● Exercise goal
Say how many lines include the word "this", using only a number.

● Data block
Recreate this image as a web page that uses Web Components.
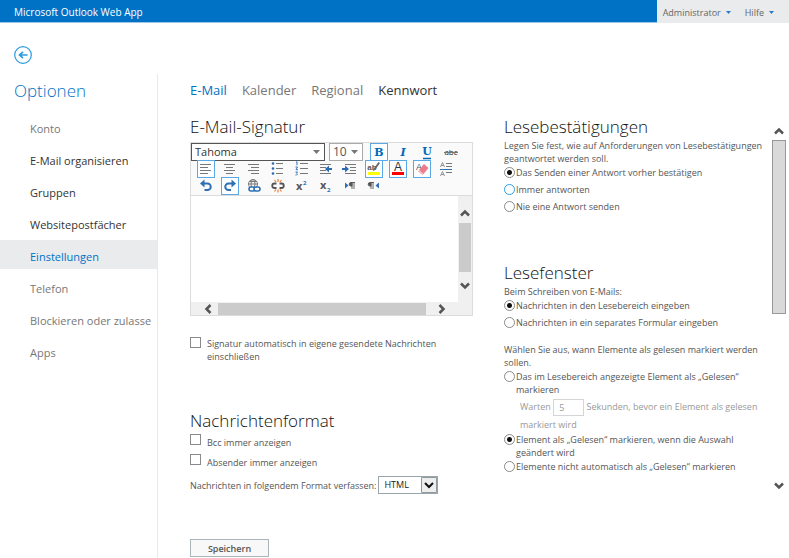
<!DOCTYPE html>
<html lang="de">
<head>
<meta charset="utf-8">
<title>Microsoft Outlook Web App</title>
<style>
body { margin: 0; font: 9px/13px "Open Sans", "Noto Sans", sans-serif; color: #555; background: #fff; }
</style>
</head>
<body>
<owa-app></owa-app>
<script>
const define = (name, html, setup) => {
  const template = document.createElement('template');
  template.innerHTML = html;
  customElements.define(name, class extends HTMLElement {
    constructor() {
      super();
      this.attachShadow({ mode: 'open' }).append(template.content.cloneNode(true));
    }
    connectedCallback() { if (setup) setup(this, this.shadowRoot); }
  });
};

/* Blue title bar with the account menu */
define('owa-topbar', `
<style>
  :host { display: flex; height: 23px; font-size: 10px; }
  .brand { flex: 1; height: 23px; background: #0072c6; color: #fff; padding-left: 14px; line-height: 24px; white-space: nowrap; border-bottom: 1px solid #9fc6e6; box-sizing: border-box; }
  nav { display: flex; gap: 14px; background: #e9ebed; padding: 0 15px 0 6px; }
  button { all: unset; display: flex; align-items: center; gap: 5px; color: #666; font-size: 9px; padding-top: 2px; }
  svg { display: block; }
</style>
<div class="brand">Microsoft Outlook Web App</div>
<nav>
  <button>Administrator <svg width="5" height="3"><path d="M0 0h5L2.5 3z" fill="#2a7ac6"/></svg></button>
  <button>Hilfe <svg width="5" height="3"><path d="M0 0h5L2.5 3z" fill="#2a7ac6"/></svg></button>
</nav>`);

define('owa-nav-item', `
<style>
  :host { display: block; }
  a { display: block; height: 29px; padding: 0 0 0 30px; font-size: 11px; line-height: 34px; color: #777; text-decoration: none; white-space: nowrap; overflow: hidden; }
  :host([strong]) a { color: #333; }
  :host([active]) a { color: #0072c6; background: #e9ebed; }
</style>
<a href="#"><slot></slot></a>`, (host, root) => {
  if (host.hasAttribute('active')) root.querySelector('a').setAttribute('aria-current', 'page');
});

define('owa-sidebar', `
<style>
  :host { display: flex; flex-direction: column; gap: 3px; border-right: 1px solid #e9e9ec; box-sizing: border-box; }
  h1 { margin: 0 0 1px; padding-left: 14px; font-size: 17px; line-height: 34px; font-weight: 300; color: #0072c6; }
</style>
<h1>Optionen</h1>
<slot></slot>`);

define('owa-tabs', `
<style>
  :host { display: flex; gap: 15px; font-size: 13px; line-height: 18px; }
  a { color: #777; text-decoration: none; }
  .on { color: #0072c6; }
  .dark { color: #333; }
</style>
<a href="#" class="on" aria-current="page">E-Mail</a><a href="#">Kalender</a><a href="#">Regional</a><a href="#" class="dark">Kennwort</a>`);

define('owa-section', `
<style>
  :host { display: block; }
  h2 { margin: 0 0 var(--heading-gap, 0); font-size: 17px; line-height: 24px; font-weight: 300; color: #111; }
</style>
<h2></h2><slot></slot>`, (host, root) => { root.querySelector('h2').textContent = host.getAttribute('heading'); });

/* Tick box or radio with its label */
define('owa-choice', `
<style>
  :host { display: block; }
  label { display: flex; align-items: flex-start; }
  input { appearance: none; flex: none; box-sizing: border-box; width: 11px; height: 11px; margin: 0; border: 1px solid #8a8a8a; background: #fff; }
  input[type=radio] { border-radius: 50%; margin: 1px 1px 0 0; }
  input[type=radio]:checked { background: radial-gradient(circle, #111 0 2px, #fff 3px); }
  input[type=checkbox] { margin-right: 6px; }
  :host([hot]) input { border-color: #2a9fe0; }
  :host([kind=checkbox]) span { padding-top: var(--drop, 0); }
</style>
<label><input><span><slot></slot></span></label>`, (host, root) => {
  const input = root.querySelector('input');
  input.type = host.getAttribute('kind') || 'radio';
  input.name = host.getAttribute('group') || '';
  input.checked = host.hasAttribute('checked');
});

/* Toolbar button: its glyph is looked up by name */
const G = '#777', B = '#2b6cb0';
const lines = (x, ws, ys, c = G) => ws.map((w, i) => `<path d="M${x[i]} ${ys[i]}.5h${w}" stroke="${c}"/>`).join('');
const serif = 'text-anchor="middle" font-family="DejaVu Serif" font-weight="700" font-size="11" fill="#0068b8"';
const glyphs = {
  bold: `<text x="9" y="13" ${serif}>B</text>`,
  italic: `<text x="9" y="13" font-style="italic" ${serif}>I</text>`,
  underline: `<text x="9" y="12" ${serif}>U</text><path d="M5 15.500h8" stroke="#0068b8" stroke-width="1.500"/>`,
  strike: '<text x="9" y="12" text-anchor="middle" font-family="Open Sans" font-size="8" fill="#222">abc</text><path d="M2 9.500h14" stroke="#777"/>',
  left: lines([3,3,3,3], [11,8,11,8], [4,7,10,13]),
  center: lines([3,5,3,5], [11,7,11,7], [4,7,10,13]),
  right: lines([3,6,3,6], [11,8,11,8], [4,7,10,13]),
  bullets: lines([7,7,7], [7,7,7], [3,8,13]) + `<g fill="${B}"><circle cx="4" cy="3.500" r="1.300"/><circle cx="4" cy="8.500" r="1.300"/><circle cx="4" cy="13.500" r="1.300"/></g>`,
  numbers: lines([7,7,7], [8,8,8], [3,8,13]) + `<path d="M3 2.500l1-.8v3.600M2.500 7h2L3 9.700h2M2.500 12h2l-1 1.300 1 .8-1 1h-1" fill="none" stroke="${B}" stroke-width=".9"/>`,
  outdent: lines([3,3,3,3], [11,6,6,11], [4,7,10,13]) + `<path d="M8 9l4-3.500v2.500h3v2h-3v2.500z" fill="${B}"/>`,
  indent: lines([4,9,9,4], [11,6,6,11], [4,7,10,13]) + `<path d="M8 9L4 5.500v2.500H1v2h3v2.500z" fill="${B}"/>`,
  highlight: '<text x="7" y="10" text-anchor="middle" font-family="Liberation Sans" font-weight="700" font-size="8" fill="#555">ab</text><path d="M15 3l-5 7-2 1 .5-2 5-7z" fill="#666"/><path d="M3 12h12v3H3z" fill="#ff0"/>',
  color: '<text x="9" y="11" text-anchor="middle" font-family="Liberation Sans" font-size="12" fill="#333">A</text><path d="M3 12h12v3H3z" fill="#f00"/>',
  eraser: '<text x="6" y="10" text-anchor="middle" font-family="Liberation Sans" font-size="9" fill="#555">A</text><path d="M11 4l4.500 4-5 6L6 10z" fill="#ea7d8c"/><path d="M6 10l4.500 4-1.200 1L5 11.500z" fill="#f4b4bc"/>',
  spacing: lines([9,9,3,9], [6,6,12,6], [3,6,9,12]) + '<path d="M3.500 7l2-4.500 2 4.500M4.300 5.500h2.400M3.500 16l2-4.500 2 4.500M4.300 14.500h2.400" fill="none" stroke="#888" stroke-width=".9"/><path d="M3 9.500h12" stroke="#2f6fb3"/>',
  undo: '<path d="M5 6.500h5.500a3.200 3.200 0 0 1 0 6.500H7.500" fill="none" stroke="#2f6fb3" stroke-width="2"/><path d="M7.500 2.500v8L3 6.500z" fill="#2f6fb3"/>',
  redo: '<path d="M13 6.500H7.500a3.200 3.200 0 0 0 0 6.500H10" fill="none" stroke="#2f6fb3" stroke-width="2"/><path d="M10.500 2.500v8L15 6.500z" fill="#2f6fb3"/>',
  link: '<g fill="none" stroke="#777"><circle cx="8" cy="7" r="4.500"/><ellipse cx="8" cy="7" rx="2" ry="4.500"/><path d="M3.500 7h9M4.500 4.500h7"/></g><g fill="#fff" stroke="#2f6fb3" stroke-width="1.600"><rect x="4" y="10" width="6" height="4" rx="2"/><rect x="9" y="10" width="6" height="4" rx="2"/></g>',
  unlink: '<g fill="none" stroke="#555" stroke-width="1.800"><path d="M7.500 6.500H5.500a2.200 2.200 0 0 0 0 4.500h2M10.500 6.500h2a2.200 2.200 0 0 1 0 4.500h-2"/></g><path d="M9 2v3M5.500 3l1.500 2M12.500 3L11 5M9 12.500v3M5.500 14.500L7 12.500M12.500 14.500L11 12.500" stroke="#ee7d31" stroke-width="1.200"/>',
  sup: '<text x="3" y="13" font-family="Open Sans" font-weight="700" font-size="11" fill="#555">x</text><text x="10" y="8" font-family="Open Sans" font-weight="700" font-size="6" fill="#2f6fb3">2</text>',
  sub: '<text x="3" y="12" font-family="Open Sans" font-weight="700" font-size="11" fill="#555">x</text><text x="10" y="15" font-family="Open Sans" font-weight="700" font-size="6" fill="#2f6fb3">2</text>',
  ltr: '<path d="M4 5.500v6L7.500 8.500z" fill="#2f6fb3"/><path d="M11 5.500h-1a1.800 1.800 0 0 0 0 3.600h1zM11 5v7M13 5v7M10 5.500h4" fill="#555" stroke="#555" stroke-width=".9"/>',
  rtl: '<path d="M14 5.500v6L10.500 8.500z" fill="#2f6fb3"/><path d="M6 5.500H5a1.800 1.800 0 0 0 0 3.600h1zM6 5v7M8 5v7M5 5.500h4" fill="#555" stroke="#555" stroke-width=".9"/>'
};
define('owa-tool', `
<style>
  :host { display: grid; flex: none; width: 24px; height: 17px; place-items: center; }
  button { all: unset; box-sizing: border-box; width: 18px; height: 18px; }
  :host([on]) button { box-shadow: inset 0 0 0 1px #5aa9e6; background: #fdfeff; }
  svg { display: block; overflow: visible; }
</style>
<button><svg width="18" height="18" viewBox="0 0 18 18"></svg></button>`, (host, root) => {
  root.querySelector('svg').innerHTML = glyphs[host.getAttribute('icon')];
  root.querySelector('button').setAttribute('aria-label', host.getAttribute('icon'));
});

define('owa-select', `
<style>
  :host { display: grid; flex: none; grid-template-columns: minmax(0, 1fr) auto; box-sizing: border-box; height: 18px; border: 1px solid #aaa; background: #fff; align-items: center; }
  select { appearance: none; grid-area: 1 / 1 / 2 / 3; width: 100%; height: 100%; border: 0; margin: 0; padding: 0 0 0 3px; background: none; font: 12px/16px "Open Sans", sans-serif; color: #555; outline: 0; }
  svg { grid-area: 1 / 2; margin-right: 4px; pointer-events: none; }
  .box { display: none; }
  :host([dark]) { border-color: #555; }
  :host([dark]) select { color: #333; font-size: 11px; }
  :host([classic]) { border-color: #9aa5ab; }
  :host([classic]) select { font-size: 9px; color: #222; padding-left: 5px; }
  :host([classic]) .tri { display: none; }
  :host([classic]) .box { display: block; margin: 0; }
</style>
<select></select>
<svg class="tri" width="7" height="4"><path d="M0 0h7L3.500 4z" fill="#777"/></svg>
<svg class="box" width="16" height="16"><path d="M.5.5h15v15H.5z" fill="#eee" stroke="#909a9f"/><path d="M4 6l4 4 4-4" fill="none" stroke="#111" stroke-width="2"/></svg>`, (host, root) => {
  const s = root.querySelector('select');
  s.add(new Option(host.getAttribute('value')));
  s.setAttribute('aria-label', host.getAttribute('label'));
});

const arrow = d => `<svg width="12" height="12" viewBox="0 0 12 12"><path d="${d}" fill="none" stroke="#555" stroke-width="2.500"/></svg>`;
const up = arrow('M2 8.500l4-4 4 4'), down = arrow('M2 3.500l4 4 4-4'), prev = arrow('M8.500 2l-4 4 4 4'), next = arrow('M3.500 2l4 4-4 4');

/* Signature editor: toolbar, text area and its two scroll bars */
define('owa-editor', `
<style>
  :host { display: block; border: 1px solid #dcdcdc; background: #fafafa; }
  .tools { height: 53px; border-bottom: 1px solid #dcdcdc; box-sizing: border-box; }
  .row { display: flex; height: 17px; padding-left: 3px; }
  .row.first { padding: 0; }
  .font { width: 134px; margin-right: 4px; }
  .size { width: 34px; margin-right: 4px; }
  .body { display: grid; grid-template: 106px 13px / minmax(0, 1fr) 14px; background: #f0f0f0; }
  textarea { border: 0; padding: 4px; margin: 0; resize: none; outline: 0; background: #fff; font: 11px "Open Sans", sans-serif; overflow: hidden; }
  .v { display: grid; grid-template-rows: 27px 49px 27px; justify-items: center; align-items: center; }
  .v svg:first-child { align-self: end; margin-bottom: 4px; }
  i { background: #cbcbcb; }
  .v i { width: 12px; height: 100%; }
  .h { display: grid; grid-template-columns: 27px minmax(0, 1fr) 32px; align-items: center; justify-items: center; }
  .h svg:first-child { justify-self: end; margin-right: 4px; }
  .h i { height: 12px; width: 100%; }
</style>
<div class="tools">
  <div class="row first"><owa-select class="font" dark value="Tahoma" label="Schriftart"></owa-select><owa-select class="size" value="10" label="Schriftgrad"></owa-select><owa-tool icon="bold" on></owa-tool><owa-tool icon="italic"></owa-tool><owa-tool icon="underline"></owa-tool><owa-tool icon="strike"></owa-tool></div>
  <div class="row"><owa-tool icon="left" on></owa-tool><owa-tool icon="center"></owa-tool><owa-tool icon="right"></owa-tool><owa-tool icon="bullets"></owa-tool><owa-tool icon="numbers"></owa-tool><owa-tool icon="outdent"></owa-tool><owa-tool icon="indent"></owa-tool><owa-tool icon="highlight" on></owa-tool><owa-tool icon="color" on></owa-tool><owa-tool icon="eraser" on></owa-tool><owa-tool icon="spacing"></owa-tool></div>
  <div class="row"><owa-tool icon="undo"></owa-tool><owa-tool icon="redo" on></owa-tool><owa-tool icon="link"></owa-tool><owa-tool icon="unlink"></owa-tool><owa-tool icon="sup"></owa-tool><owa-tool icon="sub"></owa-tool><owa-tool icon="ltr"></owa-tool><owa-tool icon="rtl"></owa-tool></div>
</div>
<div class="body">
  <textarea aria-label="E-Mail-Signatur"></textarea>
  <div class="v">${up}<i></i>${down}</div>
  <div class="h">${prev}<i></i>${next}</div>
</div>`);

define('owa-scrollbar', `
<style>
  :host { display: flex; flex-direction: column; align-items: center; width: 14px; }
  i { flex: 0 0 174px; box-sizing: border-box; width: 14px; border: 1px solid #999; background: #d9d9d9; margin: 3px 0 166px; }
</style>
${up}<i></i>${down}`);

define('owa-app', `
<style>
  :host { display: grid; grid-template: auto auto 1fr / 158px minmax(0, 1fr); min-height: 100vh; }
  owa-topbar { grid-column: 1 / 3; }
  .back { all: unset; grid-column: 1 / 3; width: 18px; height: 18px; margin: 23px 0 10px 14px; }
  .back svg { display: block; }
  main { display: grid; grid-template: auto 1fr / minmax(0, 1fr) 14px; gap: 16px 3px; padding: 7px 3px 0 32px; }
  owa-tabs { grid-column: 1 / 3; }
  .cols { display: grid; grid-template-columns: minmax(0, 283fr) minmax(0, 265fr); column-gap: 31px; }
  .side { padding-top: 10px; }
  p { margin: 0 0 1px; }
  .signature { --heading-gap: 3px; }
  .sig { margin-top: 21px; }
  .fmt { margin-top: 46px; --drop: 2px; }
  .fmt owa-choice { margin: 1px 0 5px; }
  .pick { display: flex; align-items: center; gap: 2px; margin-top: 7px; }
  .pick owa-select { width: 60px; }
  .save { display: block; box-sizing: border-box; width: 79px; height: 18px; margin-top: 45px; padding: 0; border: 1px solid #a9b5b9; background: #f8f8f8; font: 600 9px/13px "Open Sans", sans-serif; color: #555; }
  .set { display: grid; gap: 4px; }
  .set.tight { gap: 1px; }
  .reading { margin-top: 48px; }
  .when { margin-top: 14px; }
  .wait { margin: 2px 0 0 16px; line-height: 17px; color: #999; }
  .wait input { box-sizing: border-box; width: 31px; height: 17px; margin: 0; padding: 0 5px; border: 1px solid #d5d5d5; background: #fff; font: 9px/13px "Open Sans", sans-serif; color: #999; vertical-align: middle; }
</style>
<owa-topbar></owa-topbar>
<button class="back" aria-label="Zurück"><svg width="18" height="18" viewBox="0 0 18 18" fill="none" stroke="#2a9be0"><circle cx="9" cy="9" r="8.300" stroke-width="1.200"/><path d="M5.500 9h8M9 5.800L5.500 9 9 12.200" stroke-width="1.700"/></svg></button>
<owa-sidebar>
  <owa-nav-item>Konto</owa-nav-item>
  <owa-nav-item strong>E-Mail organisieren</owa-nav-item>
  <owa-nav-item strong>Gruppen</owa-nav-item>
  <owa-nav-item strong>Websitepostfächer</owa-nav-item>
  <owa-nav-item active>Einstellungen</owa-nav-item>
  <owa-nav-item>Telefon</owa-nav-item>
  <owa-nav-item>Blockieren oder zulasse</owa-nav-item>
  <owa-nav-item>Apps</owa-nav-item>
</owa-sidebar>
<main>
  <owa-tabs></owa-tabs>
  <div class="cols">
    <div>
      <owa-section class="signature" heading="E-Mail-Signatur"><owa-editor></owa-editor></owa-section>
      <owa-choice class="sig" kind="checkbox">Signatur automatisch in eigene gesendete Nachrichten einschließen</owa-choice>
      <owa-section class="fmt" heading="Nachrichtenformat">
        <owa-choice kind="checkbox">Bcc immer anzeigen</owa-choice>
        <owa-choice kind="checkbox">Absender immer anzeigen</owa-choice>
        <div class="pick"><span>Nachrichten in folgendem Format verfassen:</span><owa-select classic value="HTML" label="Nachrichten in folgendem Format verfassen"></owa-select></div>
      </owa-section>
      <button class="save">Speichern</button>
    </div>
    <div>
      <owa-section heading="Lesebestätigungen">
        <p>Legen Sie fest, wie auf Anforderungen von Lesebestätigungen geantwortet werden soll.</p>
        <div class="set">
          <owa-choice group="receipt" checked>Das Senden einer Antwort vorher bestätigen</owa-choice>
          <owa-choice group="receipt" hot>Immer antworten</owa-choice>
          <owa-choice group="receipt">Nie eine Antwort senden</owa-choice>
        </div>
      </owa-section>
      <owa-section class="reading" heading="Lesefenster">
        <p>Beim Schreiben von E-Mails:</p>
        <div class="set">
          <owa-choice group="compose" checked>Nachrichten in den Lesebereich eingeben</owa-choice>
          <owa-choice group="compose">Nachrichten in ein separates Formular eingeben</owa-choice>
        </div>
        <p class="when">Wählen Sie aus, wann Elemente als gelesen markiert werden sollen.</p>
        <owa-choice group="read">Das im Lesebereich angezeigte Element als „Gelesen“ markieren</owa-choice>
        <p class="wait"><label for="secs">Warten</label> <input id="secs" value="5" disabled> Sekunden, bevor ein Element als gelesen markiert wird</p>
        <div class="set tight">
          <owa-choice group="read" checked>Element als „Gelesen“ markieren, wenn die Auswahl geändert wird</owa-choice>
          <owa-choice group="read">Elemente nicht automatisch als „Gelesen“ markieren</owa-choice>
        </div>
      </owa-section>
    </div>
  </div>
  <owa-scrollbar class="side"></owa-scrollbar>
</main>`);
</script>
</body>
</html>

● The solution
3